* DATA LINES *
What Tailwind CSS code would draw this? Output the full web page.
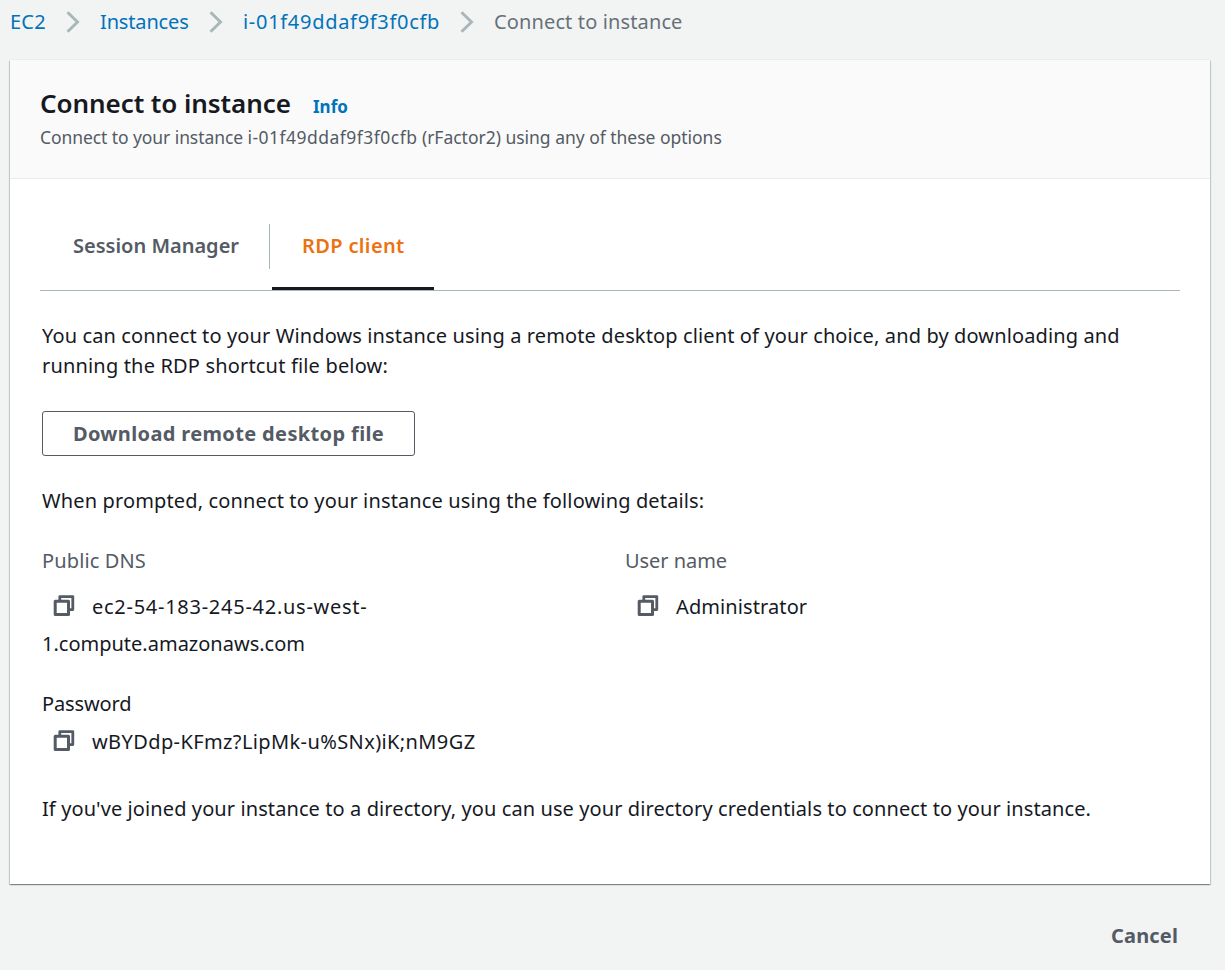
<!DOCTYPE html>
<html lang="en">
<head>
<meta charset="utf-8">
<title>Connect to instance</title>
<script src="https://cdn.jsdelivr.net/npm/@tailwindcss/browser@4"></script>
</head>
<body class="h-[970px] w-[1225px] overflow-hidden bg-[#f2f4f4] font-['Noto_Sans',sans-serif] text-[20px] leading-[30px] text-[#16191f]">
<svg class="hidden">
  <symbol id="chevron" viewBox="0 0 14 22"><path d="M1.5 1.2 11.5 11 1.5 20.8" fill="none" stroke="#aab7b8" stroke-width="3"/></symbol>
  <symbol id="copy" viewBox="0 0 22 22"><path d="M6.8 5V1.6h13v13H16" fill="none" stroke="#545b64" stroke-width="2.8" stroke-linejoin="round"/><path d="M2.2 6.2h13.3v13.3H2.2z" fill="none" stroke="#545b64" stroke-width="3" stroke-linejoin="round"/></symbol>
</svg>
<nav class="flex h-[60px] items-start whitespace-nowrap pl-[10px] pt-[7px] text-[#0073bb]">
  <a class="w-[56px] tracking-[0.2px]">EC2</a>
  <svg class="mt-[4px] h-[22px] w-[14px]"><use href="#chevron"/></svg>
  <a class="ml-[20px] w-[109px] tracking-[-0.15px]">Instances</a>
  <svg class="mt-[4px] h-[22px] w-[14px]"><use href="#chevron"/></svg>
  <a class="ml-[20px] w-[217px] tracking-[0.7px]">i-01f49ddaf9f3f0cfb</a>
  <svg class="mt-[4px] h-[22px] w-[14px]"><use href="#chevron"/></svg>
  <span class="ml-[20px] tracking-[0.13px] text-[#687078]">Connect to instance</span>
</nav>
<main class="ml-[10px] h-[824px] w-[1200px] bg-white shadow-[0_1px_1px_0_rgba(0,28,36,0.3),1px_1px_1px_0_rgba(0,28,36,0.15),-1px_1px_1px_0_rgba(0,28,36,0.15),0_-1px_0_0_#eaeded]">
  <header class="h-[119px] border-b border-[#eaeded] bg-[#fafafa] px-[30px] pt-[25px] whitespace-nowrap">
    <div class="flex h-[36px] items-baseline">
      <h1 class="w-[273px] text-[26px] leading-[36px] font-semibold tracking-[-0.07px]">Connect to instance</h1>
      <a class="text-[17px] font-bold text-[#0073bb]">Info</a>
    </div>
    <p class="mt-[2px] text-[17.5px] leading-[28px] tracking-[-0.08px] text-[#545b64]">Connect to your instance <span class="tracking-[0.48px]">i-01f49ddaf9f3f0cfb</span> <span class="tracking-[-0.02px]">(rFactor2) using any of these options</span></p>
  </header>
  <div class="mx-[30px] mt-[45px] flex h-[67px] border-b border-[#aab7b8] font-semibold whitespace-nowrap">
    <div class="h-[45px] w-[230px] border-r border-[#aab7b8] pt-[7px] pl-[33px] text-[#545b64]">Session Manager</div>
    <div class="ml-[2px] h-[66px] w-[162px] border-b-[3px] border-[#16191f] pt-[7px] pl-[30px] tracking-[0.36px] text-[#ec7211]">RDP client</div>
  </div>
  <section class="ml-[32px] whitespace-nowrap">
    <p class="mt-[30px]"><span class="tracking-[0.125px]">You can connect to your Windows instance using a remote desktop client of your choice, and by downloading and</span><br><span class="tracking-[0.17px]">running the RDP shortcut file below:</span></p>
    <button class="mt-[30px] block h-[45px] w-[373px] rounded-[3px] border border-[#545b64] text-center font-bold tracking-[0.36px] text-[#545b64]">Download remote desktop file</button>
    <p class="mt-[30px] tracking-[0.14px]">When prompted, connect to your instance using the following details:</p>
    <div class="mt-[30px] flex">
      <div class="w-[583px]">
        <div class="tracking-[0.13px] text-[#545b64]">Public DNS</div>
        <div class="mt-[12px] flex h-[38px] items-center pl-[11px]"><svg class="mb-[2px] h-[22px] w-[22px]"><use href="#copy"/></svg><span class="ml-[17px] tracking-[0.73px]">ec2-54-183-245-42.us-west-</span></div>
        <div class="h-[38px] leading-[36px]">1.compute.amazonaws.com</div>
      </div>
      <div>
        <div class="tracking-[-0.05px] text-[#545b64]">User name</div>
        <div class="mt-[12px] flex h-[38px] items-center pl-[12px]"><svg class="mb-[2px] h-[22px] w-[22px]"><use href="#copy"/></svg><span class="ml-[17px] tracking-[0.1px]">Administrator</span></div>
      </div>
    </div>
    <div class="mt-[25px] tracking-[-0.12px]">Password</div>
    <div class="mt-[4px] flex h-[38px] items-center pl-[11px]"><svg class="mb-[2px] h-[22px] w-[22px]"><use href="#copy"/></svg><span class="ml-[17px] tracking-[0.39px]">wBYDdp-KFmz?LipMk-u%SNx)iK;nM9GZ</span></div>
    <p class="mt-[33px] tracking-[0.095px]">If you've joined your instance to a directory, you can use your directory credentials to connect to your instance.</p>
  </section>
</main>
<footer class="flex justify-end pt-[37px] pr-[47px] font-bold text-[#545b64]"><button class="leading-[30px] tracking-[0.15px]">Cancel</button></footer>
</body>
</html>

* SET PROBLEM *
Copy out the listing exactly as it stands, but not the pictures.

* THE RESULT *
What Tailwind CSS code would draw this? Output the full web page.
<!DOCTYPE html>
<html lang="en">
<head>
<meta charset="utf-8">
<title>Connect to instance</title>
<script src="https://cdn.jsdelivr.net/npm/@tailwindcss/browser@4"></script>
</head>
<body class="h-[970px] w-[1225px] overflow-hidden bg-[#f2f4f4] font-['Noto_Sans',sans-serif] text-[20px] leading-[30px] text-[#16191f]">
<svg class="hidden">
  <symbol id="chevron" viewBox="0 0 14 22"><path d="M1.5 1.2 11.5 11 1.5 20.8" fill="none" stroke="#aab7b8" stroke-width="3"/></symbol>
  <symbol id="copy" viewBox="0 0 22 22"><path d="M6.8 5V1.6h13v13H16" fill="none" stroke="#545b64" stroke-width="2.8" stroke-linejoin="round"/><path d="M2.2 6.2h13.3v13.3H2.2z" fill="none" stroke="#545b64" stroke-width="3" stroke-linejoin="round"/></symbol>
</svg>
<nav class="flex h-[60px] items-start whitespace-nowrap pl-[10px] pt-[7px] text-[#0073bb]">
  <a class="w-[56px] tracking-[0.2px]">EC2</a>
  <svg class="mt-[4px] h-[22px] w-[14px]"><use href="#chevron"/></svg>
  <a class="ml-[20px] w-[109px] tracking-[-0.15px]">Instances</a>
  <svg class="mt-[4px] h-[22px] w-[14px]"><use href="#chevron"/></svg>
  <a class="ml-[20px] w-[217px] tracking-[0.7px]">i-01f49ddaf9f3f0cfb</a>
  <svg class="mt-[4px] h-[22px] w-[14px]"><use href="#chevron"/></svg>
  <span class="ml-[20px] tracking-[0.13px] text-[#687078]">Connect to instance</span>
</nav>
<main class="ml-[10px] h-[824px] w-[1200px] bg-white shadow-[0_1px_1px_0_rgba(0,28,36,0.3),1px_1px_1px_0_rgba(0,28,36,0.15),-1px_1px_1px_0_rgba(0,28,36,0.15),0_-1px_0_0_#eaeded]">
  <header class="h-[119px] border-b border-[#eaeded] bg-[#fafafa] px-[30px] pt-[25px] whitespace-nowrap">
    <div class="flex h-[36px] items-baseline">
      <h1 class="w-[273px] text-[26px] leading-[36px] font-semibold tracking-[-0.07px]">Connect to instance</h1>
      <a class="text-[17px] font-bold text-[#0073bb]">Info</a>
    </div>
    <p class="mt-[2px] text-[17.5px] leading-[28px] tracking-[-0.08px] text-[#545b64]">Connect to your instance <span class="tracking-[0.48px]">i-01f49ddaf9f3f0cfb</span> <span class="tracking-[-0.02px]">(rFactor2) using any of these options</span></p>
  </header>
  <div class="mx-[30px] mt-[45px] flex h-[67px] border-b border-[#aab7b8] font-semibold whitespace-nowrap">
    <div class="h-[45px] w-[230px] border-r border-[#aab7b8] pt-[7px] pl-[33px] text-[#545b64]">Session Manager</div>
    <div class="ml-[2px] h-[66px] w-[162px] border-b-[3px] border-[#16191f] pt-[7px] pl-[30px] tracking-[0.36px] text-[#ec7211]">RDP client</div>
  </div>
  <section class="ml-[32px] whitespace-nowrap">
    <p class="mt-[30px]"><span class="tracking-[0.125px]">You can connect to your Windows instance using a remote desktop client of your choice, and by downloading and</span><br><span class="tracking-[0.17px]">running the RDP shortcut file below:</span></p>
    <button class="mt-[30px] block h-[45px] w-[373px] rounded-[3px] border border-[#545b64] text-center font-bold tracking-[0.36px] text-[#545b64]">Download remote desktop file</button>
    <p class="mt-[30px] tracking-[0.14px]">When prompted, connect to your instance using the following details:</p>
    <div class="mt-[30px] flex">
      <div class="w-[583px]">
        <div class="tracking-[0.13px] text-[#545b64]">Public DNS</div>
        <div class="mt-[12px] flex h-[38px] items-center pl-[11px]"><svg class="mb-[2px] h-[22px] w-[22px]"><use href="#copy"/></svg><span class="ml-[17px] tracking-[0.73px]">ec2-54-183-245-42.us-west-</span></div>
        <div class="h-[38px] leading-[36px]">1.compute.amazonaws.com</div>
      </div>
      <div>
        <div class="tracking-[-0.05px] text-[#545b64]">User name</div>
        <div class="mt-[12px] flex h-[38px] items-center pl-[12px]"><svg class="mb-[2px] h-[22px] w-[22px]"><use href="#copy"/></svg><span class="ml-[17px] tracking-[0.1px]">Administrator</span></div>
      </div>
    </div>
    <div class="mt-[25px] tracking-[-0.12px]">Password</div>
    <div class="mt-[4px] flex h-[38px] items-center pl-[11px]"><svg class="mb-[2px] h-[22px] w-[22px]"><use href="#copy"/></svg><span class="ml-[17px] tracking-[0.39px]">wBYDdp-KFmz?LipMk-u%SNx)iK;nM9GZ</span></div>
    <p class="mt-[33px] tracking-[0.095px]">If you've joined your instance to a directory, you can use your directory credentials to connect to your instance.</p>
  </section>
</main>
<footer class="flex justify-end pt-[37px] pr-[47px] font-bold text-[#545b64]"><button class="leading-[30px] tracking-[0.15px]">Cancel</button></footer>
</body>
</html>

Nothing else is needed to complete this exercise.